Are there criteria for being fully German that I do not ﬁt? My friend Lukas Podolski and Miroslav Klose are never referred to as German-Polish, so why am I German-Turkish? Is it because it is Turkey? Is it because I’m a Muslim? I think here lays an important issue. By being referred to as German-Turkish, it is already distinguishing people who have family from more than one country. I was born and educated in Germany, so why don’t people accept that I am German?
Ozil also cited statements from multiple German politicians, racist taunts from fans and a massive amount of hate mail as examples of the hostile climate he and his family faced that led to his decision.
Mesut Ozil is not alone in how he feels
Ozil’s line about being seen as German when the team wins and an immigrant when it loses is not a new phenomenon. Multiple European soccer stars of foreign descent have described a similar feeling in the past.
Romelu Lukaku, Belgium’s leading scorer during the World Cup, wrote in a Player’s Tribune article last month, “When things were going well, I was reading newspapers articles and they were calling me Romelu Lukaku, the Belgian striker. When things weren’t going well, they were calling me Romelu Lukaku, the Belgian striker of Congolese descent.”
French striker Karim Benzema put it more succinctly in 2011, saying “If I score I’m French … if I don’t, I’m an Arab.”
What led to Mesut Ozil’s retirement?
So, how did we get to the point that one of Germany’s star players is retiring from international play at just 29 years old and seems intent on taking down the national team’s president with him?
The quick answer is that Germans reportedly turned Ozil into the fall guy for their World Cup fiasco. Some of that came down to criticisms of Ozil’s efforts on defense, but a good chunk of it seemed racially coded, like when German soccer legend Lothar Matthaus wrote in a newspaper column that “With Ozil on the pitch I often have the feeling that he does not feel comfortable in the German jersey, almost as if he does not want to play. There is no heart, no joy, no passion.”
The fallout of Ozil’s appearance with Erdogan seems to have magnified that sentiment, particularly with Grindel. In his statement, Ozil said the Erdogan meeting was more about honoring his roots and “had no political intentions,” but tensions reportedly came to a head when German coach Joachim Low requested Ozil talk with Grindel ahead of the World Cup.
After my picture with President Erdogan l was asked by Joachim Low to cut short my holiday and go to Berlin and give a joint statement to end all the talk and set the record straight.
Whilst I attempted to explain to Grindel my heritage, ancestry and therefore reasoning behind the photo, he was far more interested in speaking about his own political views and belittling my opinion.
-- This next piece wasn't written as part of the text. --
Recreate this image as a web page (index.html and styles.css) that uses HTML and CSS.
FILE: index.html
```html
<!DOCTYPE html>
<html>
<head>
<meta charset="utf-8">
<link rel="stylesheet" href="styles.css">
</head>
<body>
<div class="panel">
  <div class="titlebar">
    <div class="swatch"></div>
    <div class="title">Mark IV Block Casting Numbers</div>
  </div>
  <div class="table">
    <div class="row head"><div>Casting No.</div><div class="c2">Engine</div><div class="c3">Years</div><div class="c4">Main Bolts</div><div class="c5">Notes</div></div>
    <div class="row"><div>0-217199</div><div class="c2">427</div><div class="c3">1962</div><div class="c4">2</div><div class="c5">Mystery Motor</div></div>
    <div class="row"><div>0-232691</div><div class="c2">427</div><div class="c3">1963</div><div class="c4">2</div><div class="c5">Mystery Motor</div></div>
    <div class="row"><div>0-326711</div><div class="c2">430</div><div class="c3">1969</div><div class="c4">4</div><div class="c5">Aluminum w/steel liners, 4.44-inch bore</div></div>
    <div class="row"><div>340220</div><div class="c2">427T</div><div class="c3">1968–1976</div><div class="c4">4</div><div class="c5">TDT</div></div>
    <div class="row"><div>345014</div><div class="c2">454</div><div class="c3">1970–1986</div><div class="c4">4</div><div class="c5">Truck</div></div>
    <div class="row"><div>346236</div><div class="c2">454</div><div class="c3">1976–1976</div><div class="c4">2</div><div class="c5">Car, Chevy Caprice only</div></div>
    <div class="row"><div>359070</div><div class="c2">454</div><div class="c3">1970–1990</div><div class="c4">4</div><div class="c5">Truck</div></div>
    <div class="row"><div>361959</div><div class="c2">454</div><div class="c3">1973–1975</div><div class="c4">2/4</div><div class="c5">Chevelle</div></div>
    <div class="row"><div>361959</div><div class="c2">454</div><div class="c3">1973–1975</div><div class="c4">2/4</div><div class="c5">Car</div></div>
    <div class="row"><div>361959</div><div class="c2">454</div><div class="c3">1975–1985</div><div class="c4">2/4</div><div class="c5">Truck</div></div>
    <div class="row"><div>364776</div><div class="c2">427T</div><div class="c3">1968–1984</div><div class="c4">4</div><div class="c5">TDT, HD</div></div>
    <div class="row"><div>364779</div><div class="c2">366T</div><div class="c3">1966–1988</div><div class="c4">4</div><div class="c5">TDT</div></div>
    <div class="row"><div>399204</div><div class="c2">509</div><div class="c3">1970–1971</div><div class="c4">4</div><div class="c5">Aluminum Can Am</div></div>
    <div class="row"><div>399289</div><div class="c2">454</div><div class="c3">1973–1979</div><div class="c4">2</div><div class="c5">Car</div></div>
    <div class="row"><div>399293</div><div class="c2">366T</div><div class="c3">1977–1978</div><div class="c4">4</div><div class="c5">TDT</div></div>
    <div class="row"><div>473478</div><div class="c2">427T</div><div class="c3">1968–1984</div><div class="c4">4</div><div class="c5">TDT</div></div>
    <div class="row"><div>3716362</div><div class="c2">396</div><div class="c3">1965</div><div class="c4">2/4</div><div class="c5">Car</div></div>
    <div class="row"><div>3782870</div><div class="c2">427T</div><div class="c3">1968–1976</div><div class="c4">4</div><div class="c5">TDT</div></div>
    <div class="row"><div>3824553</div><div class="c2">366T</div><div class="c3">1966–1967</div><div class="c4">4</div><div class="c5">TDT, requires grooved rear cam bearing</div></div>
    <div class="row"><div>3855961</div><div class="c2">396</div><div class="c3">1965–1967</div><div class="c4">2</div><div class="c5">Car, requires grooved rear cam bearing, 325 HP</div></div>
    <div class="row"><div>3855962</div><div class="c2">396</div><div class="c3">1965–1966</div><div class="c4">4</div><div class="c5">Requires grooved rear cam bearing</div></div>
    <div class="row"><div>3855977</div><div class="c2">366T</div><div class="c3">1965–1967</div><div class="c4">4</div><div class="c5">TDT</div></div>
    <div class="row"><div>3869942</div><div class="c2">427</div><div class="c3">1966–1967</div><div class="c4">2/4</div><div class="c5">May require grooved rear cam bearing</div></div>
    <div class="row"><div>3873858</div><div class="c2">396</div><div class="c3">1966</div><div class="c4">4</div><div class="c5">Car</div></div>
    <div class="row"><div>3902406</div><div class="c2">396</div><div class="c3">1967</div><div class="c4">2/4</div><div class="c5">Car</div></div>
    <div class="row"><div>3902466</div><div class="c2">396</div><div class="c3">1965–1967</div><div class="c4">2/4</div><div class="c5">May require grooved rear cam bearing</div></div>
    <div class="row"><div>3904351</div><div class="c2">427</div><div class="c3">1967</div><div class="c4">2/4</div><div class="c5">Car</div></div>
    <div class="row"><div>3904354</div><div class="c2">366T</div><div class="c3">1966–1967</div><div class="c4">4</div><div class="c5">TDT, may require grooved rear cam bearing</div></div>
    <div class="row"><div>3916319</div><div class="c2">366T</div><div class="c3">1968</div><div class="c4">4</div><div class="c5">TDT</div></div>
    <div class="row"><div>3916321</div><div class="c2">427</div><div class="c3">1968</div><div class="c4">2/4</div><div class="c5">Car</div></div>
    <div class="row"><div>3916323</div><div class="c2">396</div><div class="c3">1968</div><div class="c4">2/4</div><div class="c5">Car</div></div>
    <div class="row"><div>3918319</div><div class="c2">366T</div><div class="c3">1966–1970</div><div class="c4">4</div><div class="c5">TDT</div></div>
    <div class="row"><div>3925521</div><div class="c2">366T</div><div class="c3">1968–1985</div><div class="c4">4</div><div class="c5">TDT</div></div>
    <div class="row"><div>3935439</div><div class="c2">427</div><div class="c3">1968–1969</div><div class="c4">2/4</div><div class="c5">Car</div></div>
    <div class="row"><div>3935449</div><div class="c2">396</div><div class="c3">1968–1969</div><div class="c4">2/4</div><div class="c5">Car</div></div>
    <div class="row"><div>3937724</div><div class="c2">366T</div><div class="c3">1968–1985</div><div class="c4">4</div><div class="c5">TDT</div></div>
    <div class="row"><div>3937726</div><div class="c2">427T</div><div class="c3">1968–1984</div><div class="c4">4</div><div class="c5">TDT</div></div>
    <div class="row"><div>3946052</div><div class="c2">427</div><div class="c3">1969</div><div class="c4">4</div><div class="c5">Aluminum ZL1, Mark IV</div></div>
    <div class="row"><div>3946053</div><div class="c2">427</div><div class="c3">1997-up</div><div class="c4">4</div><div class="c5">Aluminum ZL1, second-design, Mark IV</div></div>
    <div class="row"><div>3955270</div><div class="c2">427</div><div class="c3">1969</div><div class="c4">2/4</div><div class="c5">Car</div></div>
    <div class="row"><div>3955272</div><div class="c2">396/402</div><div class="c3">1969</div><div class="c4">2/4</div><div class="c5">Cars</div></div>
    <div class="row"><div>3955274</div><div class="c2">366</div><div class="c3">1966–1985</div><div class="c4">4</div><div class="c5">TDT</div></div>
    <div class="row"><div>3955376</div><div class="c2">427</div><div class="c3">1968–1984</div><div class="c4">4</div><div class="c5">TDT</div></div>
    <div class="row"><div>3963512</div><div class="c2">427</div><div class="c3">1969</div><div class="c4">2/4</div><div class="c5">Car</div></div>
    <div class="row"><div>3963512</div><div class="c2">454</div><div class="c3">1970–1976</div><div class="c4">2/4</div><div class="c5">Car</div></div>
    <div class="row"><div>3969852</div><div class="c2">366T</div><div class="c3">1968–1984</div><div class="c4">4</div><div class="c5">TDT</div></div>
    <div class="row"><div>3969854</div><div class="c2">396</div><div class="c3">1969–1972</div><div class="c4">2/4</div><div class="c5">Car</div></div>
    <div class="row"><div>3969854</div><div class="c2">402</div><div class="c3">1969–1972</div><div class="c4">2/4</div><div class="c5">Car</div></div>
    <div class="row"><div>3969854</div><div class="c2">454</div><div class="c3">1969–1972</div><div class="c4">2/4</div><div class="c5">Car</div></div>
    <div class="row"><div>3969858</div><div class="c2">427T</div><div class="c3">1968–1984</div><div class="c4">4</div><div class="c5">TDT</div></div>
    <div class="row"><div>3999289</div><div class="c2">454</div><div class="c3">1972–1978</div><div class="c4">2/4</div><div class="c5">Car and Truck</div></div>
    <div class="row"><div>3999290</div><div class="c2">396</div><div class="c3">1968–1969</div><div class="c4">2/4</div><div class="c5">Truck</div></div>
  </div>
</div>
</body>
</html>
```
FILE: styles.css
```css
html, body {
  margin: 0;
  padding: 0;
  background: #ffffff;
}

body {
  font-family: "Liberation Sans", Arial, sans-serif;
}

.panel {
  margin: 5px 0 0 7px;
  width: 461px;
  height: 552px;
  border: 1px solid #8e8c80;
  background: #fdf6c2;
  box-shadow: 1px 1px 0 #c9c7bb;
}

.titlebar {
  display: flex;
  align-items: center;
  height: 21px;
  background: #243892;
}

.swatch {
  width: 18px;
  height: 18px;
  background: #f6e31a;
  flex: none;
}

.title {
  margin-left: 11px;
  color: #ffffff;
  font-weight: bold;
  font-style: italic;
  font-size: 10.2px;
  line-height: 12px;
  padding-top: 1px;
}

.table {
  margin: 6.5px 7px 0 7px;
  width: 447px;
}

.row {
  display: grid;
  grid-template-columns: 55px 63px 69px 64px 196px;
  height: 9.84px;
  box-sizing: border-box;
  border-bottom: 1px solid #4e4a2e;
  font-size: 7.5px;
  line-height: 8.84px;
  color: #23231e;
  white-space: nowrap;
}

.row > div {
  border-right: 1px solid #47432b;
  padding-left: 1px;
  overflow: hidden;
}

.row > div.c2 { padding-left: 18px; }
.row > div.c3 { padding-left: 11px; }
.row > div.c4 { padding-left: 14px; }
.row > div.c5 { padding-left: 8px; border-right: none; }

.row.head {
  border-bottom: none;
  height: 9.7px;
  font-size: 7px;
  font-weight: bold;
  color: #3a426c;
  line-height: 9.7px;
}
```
Whilst his actions were patronising, we came to agree that the best thing to do was to concentrate on football and the upcoming World Cup.
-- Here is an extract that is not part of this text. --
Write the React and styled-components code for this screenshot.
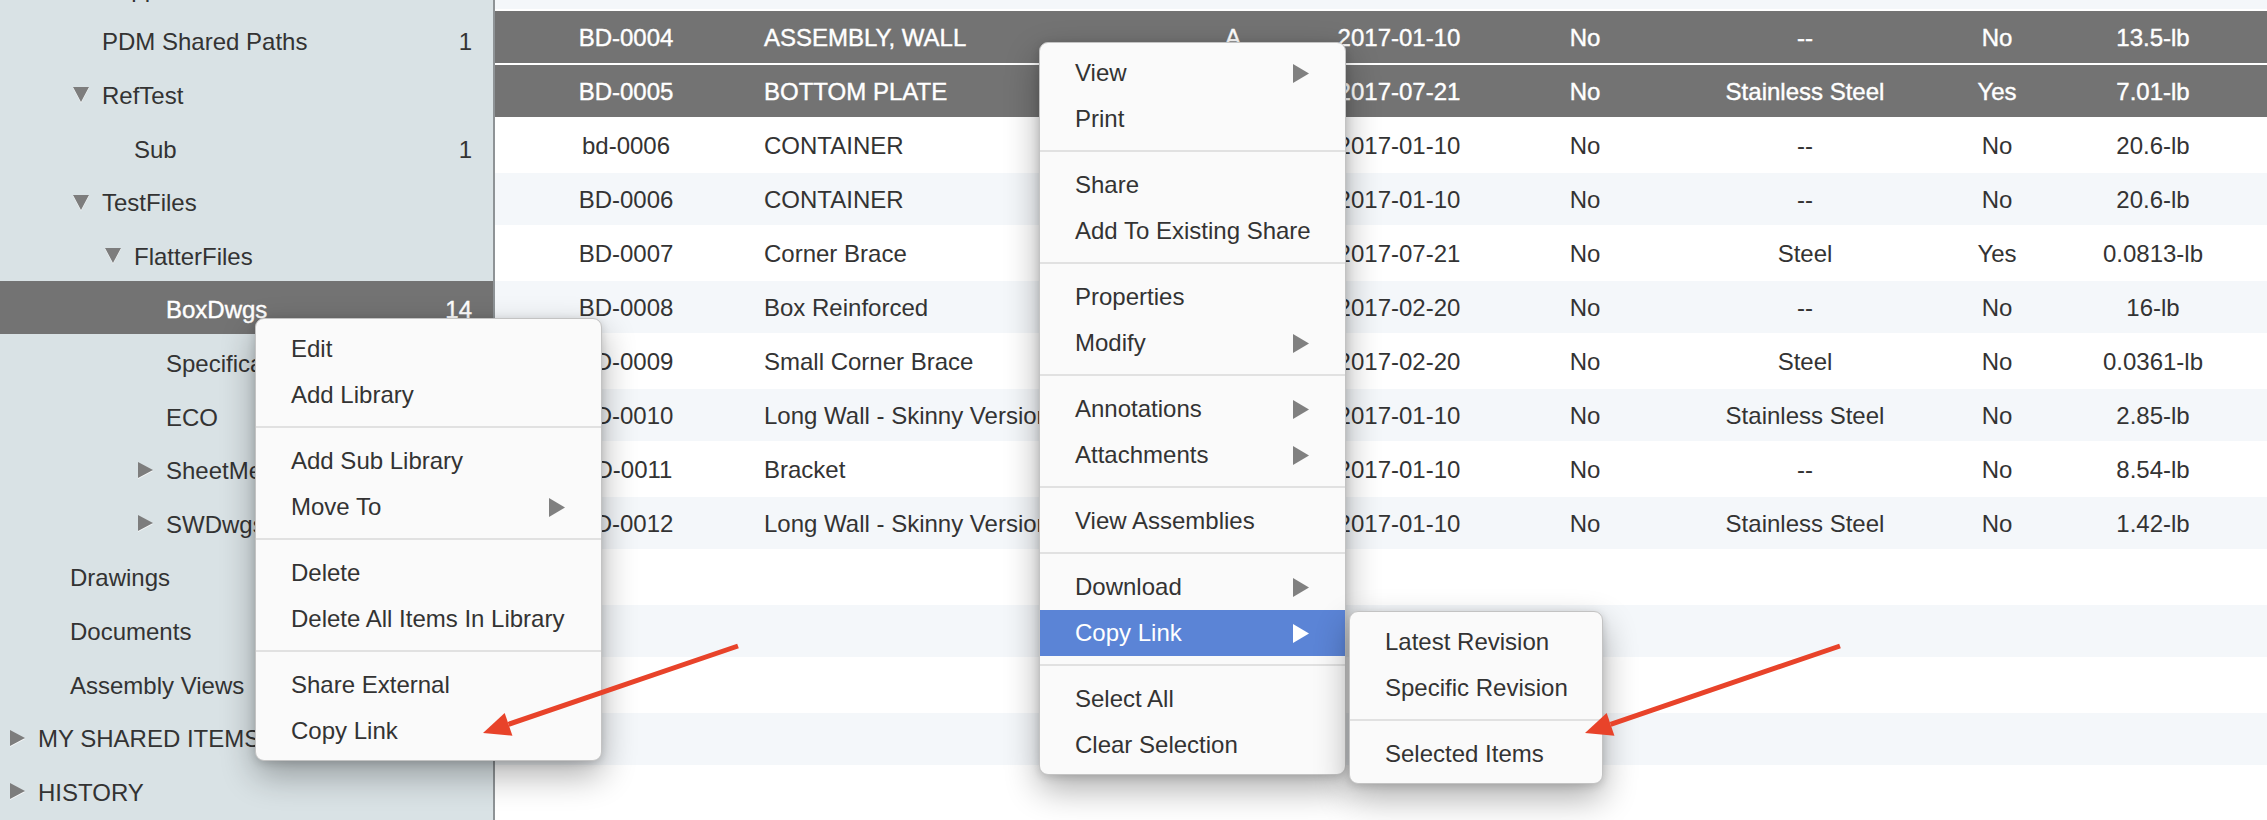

With the World Cup now over and the German team humiliated, Ozil claimed Grindel used him as “a scapegoat for his incompetence and inability to do his job properly.”
Mesut Ozil’s retirement takes place in a larger context
While this whole incident has played out in the arena of sports, it takes place in the larger context of German and Turkish politics. Ozil said he wanted to honor his ancestry by meeting the head of state of Turkey, but the statement such an action makes is complicated when that head of state has been described by the Washington Post editorial board as a dictator turning the country into a totalitarian prison.
Political tensions in Germany around immigrants also aren’t limited to Turkey, as immigration policy has led to German chancellor Angela Merkel drawing fire from nearly all sides. And those tensions seem to reach even third-generation immigrants, as it’s apparent that Ozil no longer feels accepted as a German soccer player.